I'm getting quite used to having a lay in 'til 10.
Isn't that what some holidays are about?!
Greg and Tiz are always up much earlier than me and I'm wondering what's wrong with them.
Given that none of us want to do much travelling over narrow, winding roads to get to anywhere it limits us to near bugger all of the island.
After a coffee and a banana smoothie we had a pow wow as to what and where we were going to do today.
Tiz offered that she had not seen anything that she would like to buy yet, so, if we could go to the advertised "outlets" she would be happy.
There is an "outlet" quite close to the apartment so we scheduled that as the first stop.
I also remembered that the Not Quite Nigella blog had had an article on Leoda's Kitchen & Pies so we should call in there for lunch on the way to the other "outlet" in Lahaina.
We left the apartment at a few minutes to midday and arrived at the first "outlet" a few minutes after midday.
OK, you may be wondering why I have been referring to the purported outlets as "outlet".
That would be because, at least on Maui, they are not a collection of many stores in one large undercover area selling their wares for considerable discount compared to the normal retail store.
In Maui it is one store that sells many brands, and trinkets, at near normal retail price, which here in Maui is generally much more than our home city.
We looked, we left disappointed.
Next stop was Leoda's Kitchen & Pies about 20 minutes down the road.

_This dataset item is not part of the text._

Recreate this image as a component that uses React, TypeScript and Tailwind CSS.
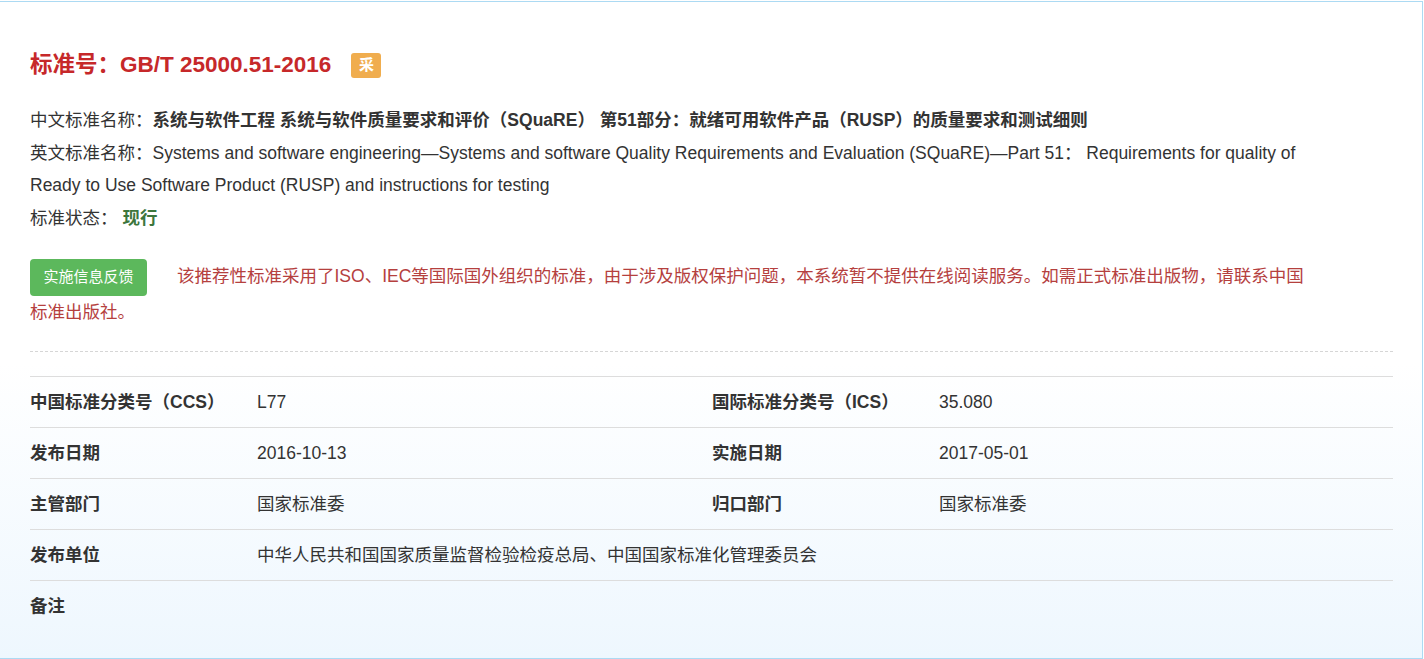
const font = "font-['Liberation_Sans','Noto_Sans_CJK_SC',sans-serif]";

const rows: { label: string; value: string; label2?: string; value2?: string }[] = [
  { label: "中国标准分类号（CCS）", value: "L77", label2: "国际标准分类号（ICS）", value2: "35.080" },
  { label: "发布日期", value: "2016-10-13", label2: "实施日期", value2: "2017-05-01" },
  { label: "主管部门", value: "国家标准委", label2: "归口部门", value2: "国家标准委" },
  { label: "发布单位", value: "中华人民共和国国家质量监督检验检疫总局、中国国家标准化管理委员会" },
  { label: "备注", value: "" },
];

function InfoTable() {
  return (
    <div>
      {rows.map((r) => (
        <div
          key={r.label}
          className="grid grid-cols-[227px_455px_227px_1fr] h-[51px] items-center border-t border-[#dddddd] text-[17.5px] text-[#333333]"
        >
          <div className="font-bold">{r.label}</div>
          <div className={r.label2 ? "" : "col-span-3"}>{r.value}</div>
          {r.label2 && (
            <>
              <div className="font-bold">{r.label2}</div>
              <div>{r.value2}</div>
            </>
          )}
        </div>
      ))}
    </div>
  );
}

export default function App() {
  return (
    <div className={`${font} bg-white`}>
      <div className="mt-px box-border h-[658px] w-[1423px] border-t border-r border-b border-[#acdaf3] bg-gradient-to-b from-white from-55% to-[#eef7fe] pl-[30px] pr-[29px] pt-[48px]">
        <div className="flex items-center h-[30px]">
          <h1 className="text-[22.5px] leading-[30px] font-bold text-[#c6282a]">标准号：GB/T 25000.51-2016</h1>
          <span className="ml-[20px] flex h-[25px] w-[30px] items-center justify-center rounded-[3px] bg-[#f0ad4e] text-[15px] font-bold text-white">
            采
          </span>
        </div>

        <div className="mt-[24px] text-[17.5px] leading-[32.5px] text-[#333333]">
          <p>
            中文标准名称：
            <span className="font-bold">
              系统与软件工程 系统与软件质量要求和评价（SQuaRE） 第51部分：就绪可用软件产品（RUSP）的质量要求和测试细则
            </span>
          </p>
          <p>
            英文标准名称：
            <span>
              Systems and software engineering—Systems and software Quality Requirements and Evaluation (SQuaRE)—Part 51： Requirements for quality of
              <br />
              Ready to Use Software Product (RUSP) and instructions for testing
            </span>
          </p>
          <p>
            标准状态：
            <span className="ml-[5px] font-bold text-[#3c763d]">现行</span>
          </p>
        </div>

        <div className="mt-[24px] text-[17.5px] leading-[36px] text-[#b5403e]">
          <div className="flex h-[36px] items-center">
            <button className="mr-[30px] mt-[2px] flex h-[37px] w-[117px] shrink-0 items-center justify-center rounded-[4px] bg-[#5cb85c] text-[15px] text-white">
              实施信息反馈
            </button>
            <span>
              该推荐性标准采用了ISO、IEC等国际国外组织的标准，由于涉及版权保护问题，本系统暂不提供在线阅读服务。如需正式标准出版物，请联系中国
            </span>
          </div>
          <div>标准出版社。</div>
        </div>

        <div className="mt-[21px] border-t border-dashed border-[#d6d6d6]" />

        <div className="mt-[24px]">
          <InfoTable />
        </div>
      </div>
    </div>
  );
}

Lorraine Elliot had raved about all the food in this place so were really looking forward to it.
When you enter you walk straight up to the counter and make your choice from the blackboard behind the counter, which is the same as the laminated one on the tables, we discovered later.
Here is the laminated menu shown to you by our shy model Tiz
We ordered a pork hoagie, at rear, and a savoury mushroom pie, forefront.
Both struck me as smallish, especially with all the stories we'd heard about the over-the-top large portions.
I'm holding the condiments, which include Rooster brand sriracha, a very popular brand of hot sauce back home and in Vietnamese eateries in particular.
The pork hoagie was OK at best and mediocre at worst.
The savoury mushroom pie was deep fried and not very mushroom(ey).
It did have a mountain of cheese in it, however.
Because we all know that man, and woman, do not live by bread alone we bought some drinks -
a Natural Brew Outrageous Ginger Ale, which was very good
&
Rogue Hazelnut Brown Nectar Ale
with Natural Hazelnut Flavour,
which tasted like beer that had no hazelnut flavour
and that you would buy again
Coconut Creme Pie
Outstanding & the saving grace of the whole experience.
In the afternoon, after coming back,
Greg went to the supermarket and snapped a pic of this.
It's a Honda Ruckus.
A very popular little scooter in the USA which lends itself well to modifications, and a form of transport I quite like and wish we had in Australia
After we, Tiz alone if the truth be known, prepared dinner
we walked down to the beach to watch the sunset
A couple of blokes looking west, longing for distant and familiar shores
where a tip is considered a bribe, cars get driven on the left hand side of the road, the temperature is currently in single figures and is measured in centigrade, our politicians use taxpayer money to fly by helicopter completely unnecessarily, the advertised price of something is what you pay and does not need to be multiplied by 4.172%, as a tax, and then by 10 to 20% depending on how not poorly you were served.
Looking east from the same spot as the two pics above.
You can see the mountain tops poking out above the clouds.
A very strange sight.
This, truck with the tyres protruding past the extremities of the bodywork, came along whilst we were at the beach.
It is an example of a large Hawaiian, and perhaps US wide, trend that seems impractical and rather odd looking to me.
Here is the shade of the skin on the front of my body, today.
It seems even more red than yesterday.